How could you miss - Big News? How could you not watch - the team there for you? Channel 7 publicity - Newspapers, journals and magazines, radio and television are part of the entertainment industry. They may also to varying degrees inform and educate depending on their view of their audience. Newspapers set the news agenda each day.
- Television in particular is an expensive and ruthlessly competitive industry in its drive to maximize its audience and thus revenues. To win attention those who seek to use it must entertain as well as inform.
- Tabloid media seek more blatantly to titillate and sensationalise but similar human emotions are also appealed to by the quality media if in a rather more restrained way. We are emotional beings. Emotion helps us communicate important things.

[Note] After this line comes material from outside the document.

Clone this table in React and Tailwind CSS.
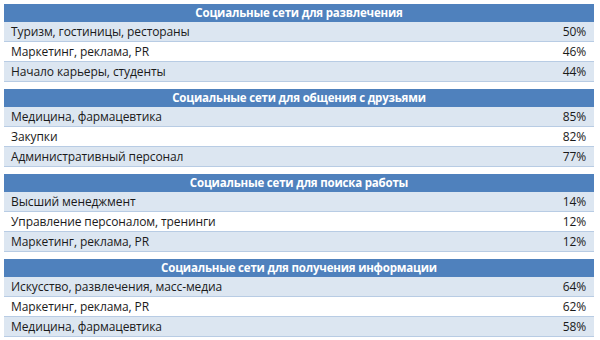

- Media workers reflect at all levels the wider tides of public opinion they themselves help create. They are cultural warriors in wars they often cannot grasp or understand.
- Malice and bias are less likely to be encountered on a regular basis than ignorance and incompetence and the destruction of a stories integrity by its passage through too many hands. If you have been badly mistreated consider the utility of complaint.
- In the past twenty years the profession of journalism has been feminised. Power structures however are still dominated by the usual White Boy's Club.
- Opinion makers include name-player columnists. They are inevitably conservative. Soft and fluffy changes nothing. 'Lifestyle' these days is big and safe.